In November of 2009 I spent ten days in a Peruvian jungle where I took part in a series of four ceremonies in which over 40 people drank Ayahuasca, a tea made from a plant used by the shamans of South America. This plant has been used for centuries to induce visions that allow the shaman to provide spiritual guidance and do healing for his community.

This adventure was an extraordinary and wondrous experience that took me beyond the farthest reaches of my imagination. I was left with insights that seemed to come from a place so beyond my ordinary experience of reality that to even begin to adequately describe them occurs as an exercise in futility. I must therefore allow the Ayahuasca experience to remain forever in the realm of the ineffable and trust that the transformative effects will speak powerfully through my being rather than my words.

People come to this experience from all over the world and out of their own specific motivation. I was there for a spiritual experience, but many of the others came for healing, both physical and mental. Regardless of the initial motivation I have no doubt that everyone there experienced something personally unique and extraordinary.

I have spoken to several friends about my experience and did a presentation and slide show. Invariably and most frequently, the question that I am ask is “Was anyone healed?” It is clear to me that what they want to know is if blind people miraculously begin to see or did crippled people throw down their crutches and begin to walk. And I tell them no, nothing like that happened. But I also tell them that great vistas and vast landscapes were opened before me which I saw without the use of my eyes. And that I traveled to great heights and distant lands without legs or wings.

Because we believe so completely that we are our bodies and minds we feel broken when our bodies and minds fail to function the way we, and others around us, have come to expect and demand. What is the real affliction?
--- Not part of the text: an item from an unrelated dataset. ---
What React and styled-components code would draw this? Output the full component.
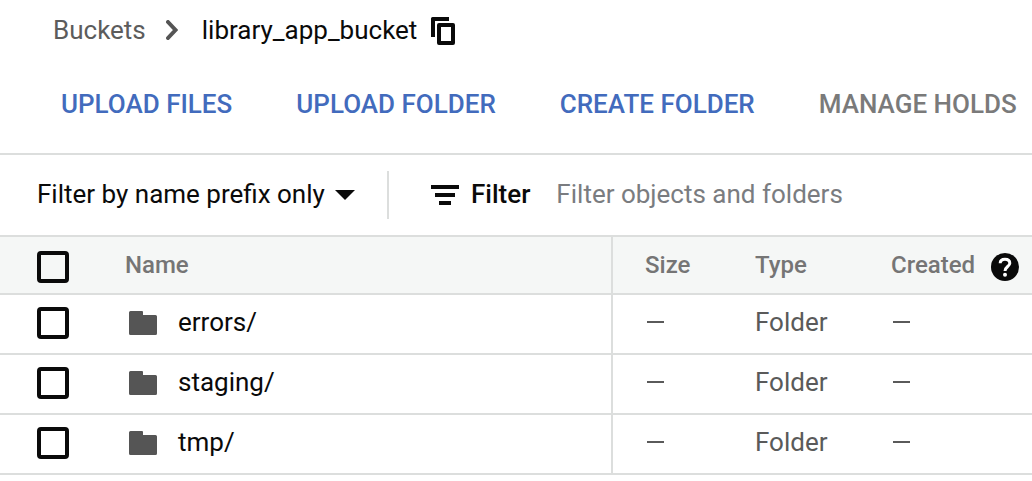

Is there really anything “wrong” in the universe or is it that we have chosen to reject and suffer with “what is so” rather than be grateful for our lives as they has been given to us?

Yes, I can say absolutely that there were miracles and healing that came out of the Ayahuasca experience. Is it not a miracle to come to know that we are more than our bodies, greater than our thoughts and emotions, and infinitely beyond our fears and doubts? Is it not a miracle to remember that everything we have been given is a task we chose, maybe even before we had a body, to work with in order to become more conscious and experience the fullness of what it is to be a human being? Can any true change or healing take place in our bodies or minds without first we see and feel the perfection of our lives just the way they are and the way they are not?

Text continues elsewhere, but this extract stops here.